* begin Items *
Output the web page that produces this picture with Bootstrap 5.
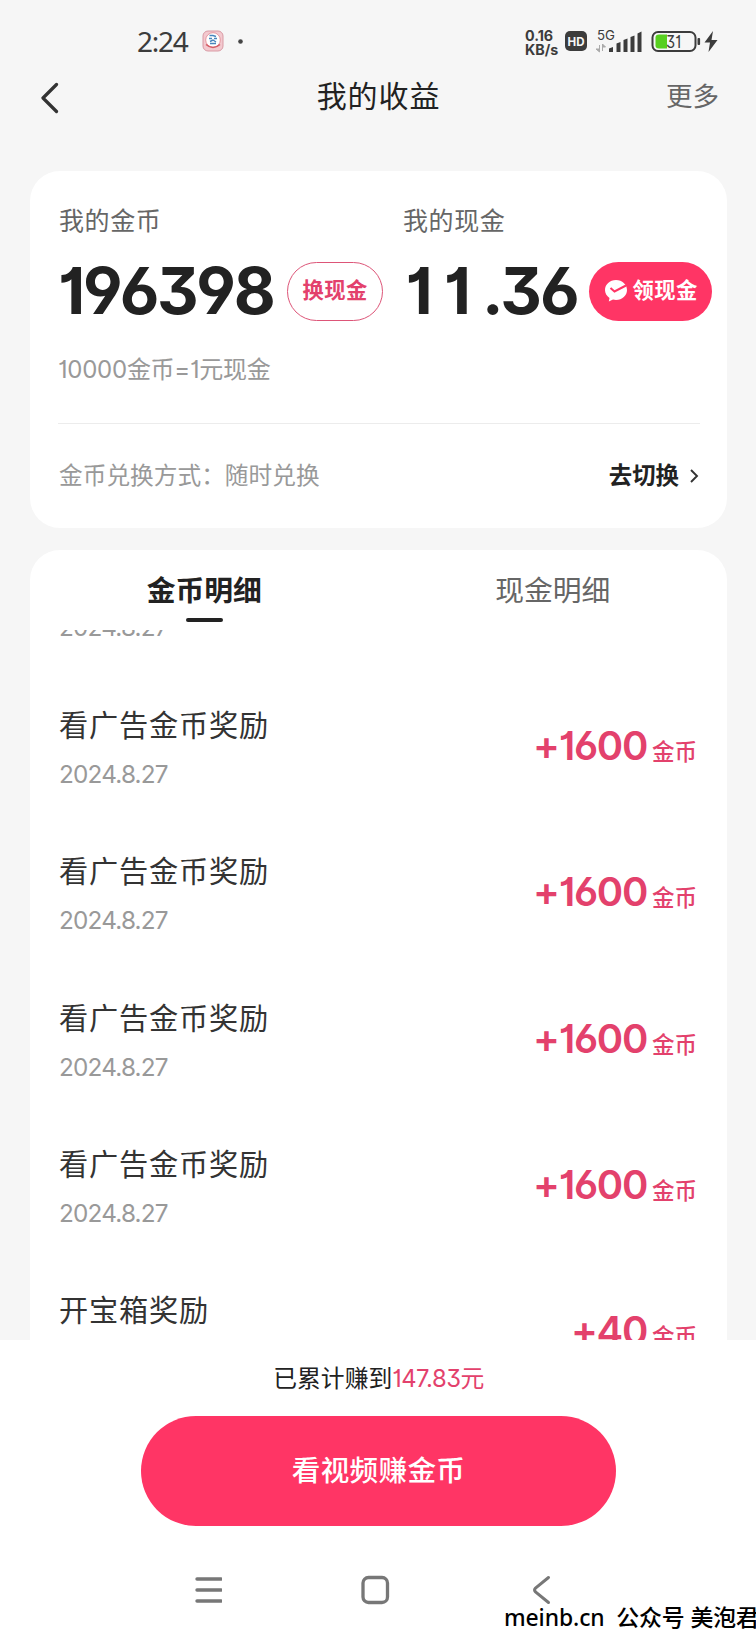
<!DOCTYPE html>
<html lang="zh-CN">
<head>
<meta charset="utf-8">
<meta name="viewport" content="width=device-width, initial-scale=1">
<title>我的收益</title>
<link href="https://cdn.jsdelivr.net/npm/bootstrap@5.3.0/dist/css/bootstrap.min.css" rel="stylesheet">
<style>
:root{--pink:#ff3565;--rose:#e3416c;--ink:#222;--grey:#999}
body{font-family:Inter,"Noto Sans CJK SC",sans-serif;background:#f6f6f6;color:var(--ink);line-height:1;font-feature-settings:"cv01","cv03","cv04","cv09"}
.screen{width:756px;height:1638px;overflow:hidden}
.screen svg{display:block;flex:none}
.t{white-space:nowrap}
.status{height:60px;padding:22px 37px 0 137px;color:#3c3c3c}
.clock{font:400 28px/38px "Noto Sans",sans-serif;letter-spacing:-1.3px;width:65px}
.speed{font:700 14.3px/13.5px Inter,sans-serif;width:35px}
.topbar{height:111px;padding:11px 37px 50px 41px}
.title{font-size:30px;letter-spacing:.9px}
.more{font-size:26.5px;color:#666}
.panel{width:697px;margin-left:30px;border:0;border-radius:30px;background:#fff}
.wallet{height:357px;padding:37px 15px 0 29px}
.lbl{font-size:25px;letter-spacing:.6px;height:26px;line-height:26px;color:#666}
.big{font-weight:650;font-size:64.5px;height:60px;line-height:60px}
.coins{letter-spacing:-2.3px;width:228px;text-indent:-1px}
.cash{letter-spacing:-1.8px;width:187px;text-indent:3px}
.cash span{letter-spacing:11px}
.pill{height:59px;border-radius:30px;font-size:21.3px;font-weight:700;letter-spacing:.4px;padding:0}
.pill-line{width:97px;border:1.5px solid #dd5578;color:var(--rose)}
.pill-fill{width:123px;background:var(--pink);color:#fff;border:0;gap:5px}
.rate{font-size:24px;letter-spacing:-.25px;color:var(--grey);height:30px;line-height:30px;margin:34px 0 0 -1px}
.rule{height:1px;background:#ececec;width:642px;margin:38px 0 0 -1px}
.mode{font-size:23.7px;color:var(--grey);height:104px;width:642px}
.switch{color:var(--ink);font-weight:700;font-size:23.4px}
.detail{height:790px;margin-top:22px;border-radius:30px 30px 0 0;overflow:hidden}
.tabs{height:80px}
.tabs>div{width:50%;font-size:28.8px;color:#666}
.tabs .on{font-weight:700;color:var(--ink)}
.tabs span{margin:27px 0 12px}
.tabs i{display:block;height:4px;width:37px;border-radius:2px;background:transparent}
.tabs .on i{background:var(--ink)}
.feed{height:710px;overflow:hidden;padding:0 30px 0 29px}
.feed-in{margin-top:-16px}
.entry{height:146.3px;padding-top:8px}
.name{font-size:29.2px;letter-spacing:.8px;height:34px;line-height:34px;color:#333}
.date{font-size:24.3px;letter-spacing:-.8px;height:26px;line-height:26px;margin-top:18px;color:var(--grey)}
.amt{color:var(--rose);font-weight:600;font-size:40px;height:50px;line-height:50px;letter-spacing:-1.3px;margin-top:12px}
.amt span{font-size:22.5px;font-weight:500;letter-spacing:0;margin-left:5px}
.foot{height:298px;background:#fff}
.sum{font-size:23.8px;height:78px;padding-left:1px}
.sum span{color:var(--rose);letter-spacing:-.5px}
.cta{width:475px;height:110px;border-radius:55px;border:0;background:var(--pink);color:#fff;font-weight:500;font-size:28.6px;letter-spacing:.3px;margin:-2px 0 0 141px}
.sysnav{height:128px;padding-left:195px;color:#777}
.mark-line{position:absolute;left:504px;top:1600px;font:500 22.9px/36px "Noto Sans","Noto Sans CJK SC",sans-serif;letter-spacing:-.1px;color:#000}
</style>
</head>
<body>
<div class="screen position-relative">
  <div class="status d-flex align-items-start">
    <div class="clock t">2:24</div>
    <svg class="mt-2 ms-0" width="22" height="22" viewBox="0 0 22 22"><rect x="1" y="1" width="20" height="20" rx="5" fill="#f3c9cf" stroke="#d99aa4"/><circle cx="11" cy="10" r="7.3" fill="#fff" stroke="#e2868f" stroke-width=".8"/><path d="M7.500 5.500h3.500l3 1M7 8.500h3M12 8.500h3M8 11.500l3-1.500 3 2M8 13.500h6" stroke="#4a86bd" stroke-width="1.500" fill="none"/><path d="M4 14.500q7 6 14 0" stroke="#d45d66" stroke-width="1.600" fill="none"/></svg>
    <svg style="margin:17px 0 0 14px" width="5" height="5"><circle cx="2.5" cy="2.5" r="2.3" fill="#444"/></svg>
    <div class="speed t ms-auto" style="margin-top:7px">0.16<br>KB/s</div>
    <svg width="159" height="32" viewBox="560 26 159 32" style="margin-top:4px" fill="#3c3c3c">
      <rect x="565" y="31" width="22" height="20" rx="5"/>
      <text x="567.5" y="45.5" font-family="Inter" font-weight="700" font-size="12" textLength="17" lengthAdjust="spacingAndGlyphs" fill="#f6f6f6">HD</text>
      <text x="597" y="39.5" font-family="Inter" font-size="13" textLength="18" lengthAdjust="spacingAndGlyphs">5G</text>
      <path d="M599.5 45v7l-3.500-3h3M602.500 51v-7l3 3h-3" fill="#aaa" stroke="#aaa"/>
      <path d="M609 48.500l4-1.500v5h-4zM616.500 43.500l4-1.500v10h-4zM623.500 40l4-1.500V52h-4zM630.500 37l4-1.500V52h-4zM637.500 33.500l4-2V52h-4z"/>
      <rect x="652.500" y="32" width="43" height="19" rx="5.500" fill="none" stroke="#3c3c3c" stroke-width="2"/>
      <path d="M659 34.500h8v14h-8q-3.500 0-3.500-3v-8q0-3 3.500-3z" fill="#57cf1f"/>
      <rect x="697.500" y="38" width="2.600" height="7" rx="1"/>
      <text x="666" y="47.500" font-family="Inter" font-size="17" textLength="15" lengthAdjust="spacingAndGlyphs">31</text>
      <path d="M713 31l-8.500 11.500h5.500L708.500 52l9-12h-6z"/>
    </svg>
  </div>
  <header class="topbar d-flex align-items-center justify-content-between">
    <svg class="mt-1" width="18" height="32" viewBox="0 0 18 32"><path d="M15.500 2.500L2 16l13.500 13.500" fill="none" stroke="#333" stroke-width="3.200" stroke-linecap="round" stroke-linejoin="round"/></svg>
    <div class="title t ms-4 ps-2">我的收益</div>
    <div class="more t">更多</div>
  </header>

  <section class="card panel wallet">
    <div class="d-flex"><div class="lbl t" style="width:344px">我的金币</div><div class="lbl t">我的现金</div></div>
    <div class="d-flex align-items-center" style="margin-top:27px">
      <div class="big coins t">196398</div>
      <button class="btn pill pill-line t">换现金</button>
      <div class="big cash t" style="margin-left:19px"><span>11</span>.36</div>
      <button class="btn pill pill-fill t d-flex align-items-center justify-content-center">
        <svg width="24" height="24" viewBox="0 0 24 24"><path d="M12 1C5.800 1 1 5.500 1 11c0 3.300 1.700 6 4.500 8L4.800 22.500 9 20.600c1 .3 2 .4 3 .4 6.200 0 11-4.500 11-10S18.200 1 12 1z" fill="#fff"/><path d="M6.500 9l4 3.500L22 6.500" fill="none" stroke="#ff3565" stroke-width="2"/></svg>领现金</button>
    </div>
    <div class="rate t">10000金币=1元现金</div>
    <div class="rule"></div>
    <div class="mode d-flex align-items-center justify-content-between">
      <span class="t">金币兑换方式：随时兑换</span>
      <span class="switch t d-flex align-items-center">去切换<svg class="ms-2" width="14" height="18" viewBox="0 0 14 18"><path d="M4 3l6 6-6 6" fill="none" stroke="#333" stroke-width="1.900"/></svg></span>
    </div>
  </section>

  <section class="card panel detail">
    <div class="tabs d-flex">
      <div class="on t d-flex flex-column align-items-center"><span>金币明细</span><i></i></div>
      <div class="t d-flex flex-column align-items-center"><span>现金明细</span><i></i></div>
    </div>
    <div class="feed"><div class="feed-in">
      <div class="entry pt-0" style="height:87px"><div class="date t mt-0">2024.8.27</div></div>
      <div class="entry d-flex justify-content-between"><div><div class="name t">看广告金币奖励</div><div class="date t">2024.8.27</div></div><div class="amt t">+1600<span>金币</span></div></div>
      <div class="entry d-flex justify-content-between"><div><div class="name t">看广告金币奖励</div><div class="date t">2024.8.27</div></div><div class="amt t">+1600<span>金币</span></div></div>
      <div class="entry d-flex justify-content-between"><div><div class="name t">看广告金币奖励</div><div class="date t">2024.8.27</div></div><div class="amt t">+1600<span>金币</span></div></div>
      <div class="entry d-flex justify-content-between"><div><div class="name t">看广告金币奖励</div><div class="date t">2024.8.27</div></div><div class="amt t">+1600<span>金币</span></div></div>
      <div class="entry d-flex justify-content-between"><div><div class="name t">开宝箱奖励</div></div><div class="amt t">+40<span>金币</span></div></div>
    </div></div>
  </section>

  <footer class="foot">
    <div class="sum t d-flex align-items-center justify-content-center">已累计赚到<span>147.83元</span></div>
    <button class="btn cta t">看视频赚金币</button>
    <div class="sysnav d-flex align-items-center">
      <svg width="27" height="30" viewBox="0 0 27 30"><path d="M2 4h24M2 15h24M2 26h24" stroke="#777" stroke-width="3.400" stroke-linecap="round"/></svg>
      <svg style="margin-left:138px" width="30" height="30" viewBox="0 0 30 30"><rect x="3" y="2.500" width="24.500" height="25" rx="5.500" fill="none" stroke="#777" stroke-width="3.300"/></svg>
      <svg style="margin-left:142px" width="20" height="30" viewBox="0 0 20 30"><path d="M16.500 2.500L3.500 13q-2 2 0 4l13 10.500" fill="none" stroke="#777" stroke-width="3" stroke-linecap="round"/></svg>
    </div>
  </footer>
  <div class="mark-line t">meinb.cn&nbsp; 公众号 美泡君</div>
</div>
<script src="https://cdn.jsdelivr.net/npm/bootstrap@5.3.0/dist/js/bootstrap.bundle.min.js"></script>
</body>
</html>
* end Items *
* begin Items *
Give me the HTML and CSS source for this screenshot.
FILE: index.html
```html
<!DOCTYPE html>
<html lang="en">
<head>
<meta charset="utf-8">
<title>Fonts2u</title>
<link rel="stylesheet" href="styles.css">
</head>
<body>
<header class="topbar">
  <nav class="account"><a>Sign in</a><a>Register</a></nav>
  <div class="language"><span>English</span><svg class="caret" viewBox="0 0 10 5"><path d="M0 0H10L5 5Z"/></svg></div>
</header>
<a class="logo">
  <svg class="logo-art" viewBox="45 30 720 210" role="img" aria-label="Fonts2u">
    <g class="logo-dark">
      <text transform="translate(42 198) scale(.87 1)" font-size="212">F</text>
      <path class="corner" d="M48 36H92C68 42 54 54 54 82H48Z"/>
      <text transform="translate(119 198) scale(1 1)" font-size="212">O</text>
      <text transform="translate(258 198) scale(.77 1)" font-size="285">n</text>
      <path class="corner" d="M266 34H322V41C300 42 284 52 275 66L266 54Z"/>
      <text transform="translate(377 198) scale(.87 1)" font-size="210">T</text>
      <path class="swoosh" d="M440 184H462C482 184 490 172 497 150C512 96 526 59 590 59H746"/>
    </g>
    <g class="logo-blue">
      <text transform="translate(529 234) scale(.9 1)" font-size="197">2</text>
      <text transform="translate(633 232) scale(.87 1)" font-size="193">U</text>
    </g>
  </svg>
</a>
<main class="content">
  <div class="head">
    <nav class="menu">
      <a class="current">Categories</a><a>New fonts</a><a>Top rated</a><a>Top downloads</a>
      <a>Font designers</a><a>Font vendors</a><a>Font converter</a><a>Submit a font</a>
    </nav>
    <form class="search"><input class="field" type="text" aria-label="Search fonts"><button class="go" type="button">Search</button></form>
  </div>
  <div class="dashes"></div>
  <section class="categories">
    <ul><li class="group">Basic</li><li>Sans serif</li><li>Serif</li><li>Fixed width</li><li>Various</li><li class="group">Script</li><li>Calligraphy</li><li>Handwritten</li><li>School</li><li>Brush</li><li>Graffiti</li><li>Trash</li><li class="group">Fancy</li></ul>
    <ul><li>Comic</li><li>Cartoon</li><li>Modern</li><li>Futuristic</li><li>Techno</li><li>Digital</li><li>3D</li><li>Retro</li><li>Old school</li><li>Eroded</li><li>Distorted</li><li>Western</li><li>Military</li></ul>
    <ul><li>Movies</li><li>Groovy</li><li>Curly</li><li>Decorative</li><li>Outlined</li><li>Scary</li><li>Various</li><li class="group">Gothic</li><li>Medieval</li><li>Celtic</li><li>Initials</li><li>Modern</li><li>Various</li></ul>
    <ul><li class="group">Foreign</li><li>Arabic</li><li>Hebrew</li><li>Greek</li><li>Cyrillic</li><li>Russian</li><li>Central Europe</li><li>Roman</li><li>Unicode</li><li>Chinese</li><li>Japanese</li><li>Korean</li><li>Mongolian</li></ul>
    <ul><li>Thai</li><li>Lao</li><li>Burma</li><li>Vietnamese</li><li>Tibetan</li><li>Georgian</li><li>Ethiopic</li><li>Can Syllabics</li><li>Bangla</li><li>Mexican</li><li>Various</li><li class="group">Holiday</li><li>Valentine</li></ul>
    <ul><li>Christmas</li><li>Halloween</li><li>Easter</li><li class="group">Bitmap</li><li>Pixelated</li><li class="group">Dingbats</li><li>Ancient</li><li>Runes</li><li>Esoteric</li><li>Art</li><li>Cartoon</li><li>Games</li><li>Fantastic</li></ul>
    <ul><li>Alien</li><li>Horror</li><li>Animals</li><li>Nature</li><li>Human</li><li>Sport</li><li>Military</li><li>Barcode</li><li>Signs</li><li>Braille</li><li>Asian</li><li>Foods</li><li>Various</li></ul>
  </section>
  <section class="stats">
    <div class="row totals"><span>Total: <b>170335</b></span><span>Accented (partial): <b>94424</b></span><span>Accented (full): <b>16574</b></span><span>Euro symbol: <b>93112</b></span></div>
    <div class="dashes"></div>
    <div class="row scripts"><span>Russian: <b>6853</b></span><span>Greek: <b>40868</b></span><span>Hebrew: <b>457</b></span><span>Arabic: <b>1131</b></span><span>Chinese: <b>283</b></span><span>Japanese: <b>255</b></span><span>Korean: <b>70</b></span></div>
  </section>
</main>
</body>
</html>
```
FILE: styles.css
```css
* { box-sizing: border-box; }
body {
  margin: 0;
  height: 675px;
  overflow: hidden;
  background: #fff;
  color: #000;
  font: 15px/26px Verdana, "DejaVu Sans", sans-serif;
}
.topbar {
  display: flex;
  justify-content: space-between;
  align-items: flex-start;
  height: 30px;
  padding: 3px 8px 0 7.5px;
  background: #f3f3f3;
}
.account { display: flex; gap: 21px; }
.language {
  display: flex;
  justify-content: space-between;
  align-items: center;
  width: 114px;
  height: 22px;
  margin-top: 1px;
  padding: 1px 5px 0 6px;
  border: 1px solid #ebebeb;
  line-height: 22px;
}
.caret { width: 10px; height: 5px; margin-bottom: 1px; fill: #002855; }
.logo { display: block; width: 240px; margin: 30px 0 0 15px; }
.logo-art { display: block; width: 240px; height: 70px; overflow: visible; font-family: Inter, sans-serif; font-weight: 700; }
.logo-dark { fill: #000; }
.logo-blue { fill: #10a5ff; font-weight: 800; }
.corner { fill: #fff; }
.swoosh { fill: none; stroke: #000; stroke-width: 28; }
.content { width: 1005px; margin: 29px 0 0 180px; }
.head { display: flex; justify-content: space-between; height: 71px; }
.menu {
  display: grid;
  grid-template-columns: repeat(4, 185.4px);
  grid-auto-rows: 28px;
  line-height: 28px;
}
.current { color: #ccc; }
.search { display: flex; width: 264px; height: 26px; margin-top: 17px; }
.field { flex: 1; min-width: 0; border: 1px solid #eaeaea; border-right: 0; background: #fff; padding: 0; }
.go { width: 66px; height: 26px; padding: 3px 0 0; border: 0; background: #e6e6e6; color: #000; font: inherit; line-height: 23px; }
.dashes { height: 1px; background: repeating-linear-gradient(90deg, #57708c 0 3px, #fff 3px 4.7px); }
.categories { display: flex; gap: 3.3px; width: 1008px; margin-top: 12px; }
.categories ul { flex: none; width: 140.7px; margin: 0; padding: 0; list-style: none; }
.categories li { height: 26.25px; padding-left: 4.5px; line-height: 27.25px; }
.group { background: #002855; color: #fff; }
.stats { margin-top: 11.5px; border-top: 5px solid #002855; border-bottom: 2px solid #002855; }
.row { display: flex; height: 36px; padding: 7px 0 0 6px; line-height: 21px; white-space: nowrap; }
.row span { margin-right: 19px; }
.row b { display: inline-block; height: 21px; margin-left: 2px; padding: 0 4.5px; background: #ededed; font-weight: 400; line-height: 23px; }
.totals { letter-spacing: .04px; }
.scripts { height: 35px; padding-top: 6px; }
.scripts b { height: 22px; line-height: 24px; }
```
* end Items *
■ Work to do ■
Which lines contain the word "this"? Return each of them.

■ Task output ■
Output the web page that produces this picture with Bootstrap 5.
Give me the HTML and CSS source for this screenshot.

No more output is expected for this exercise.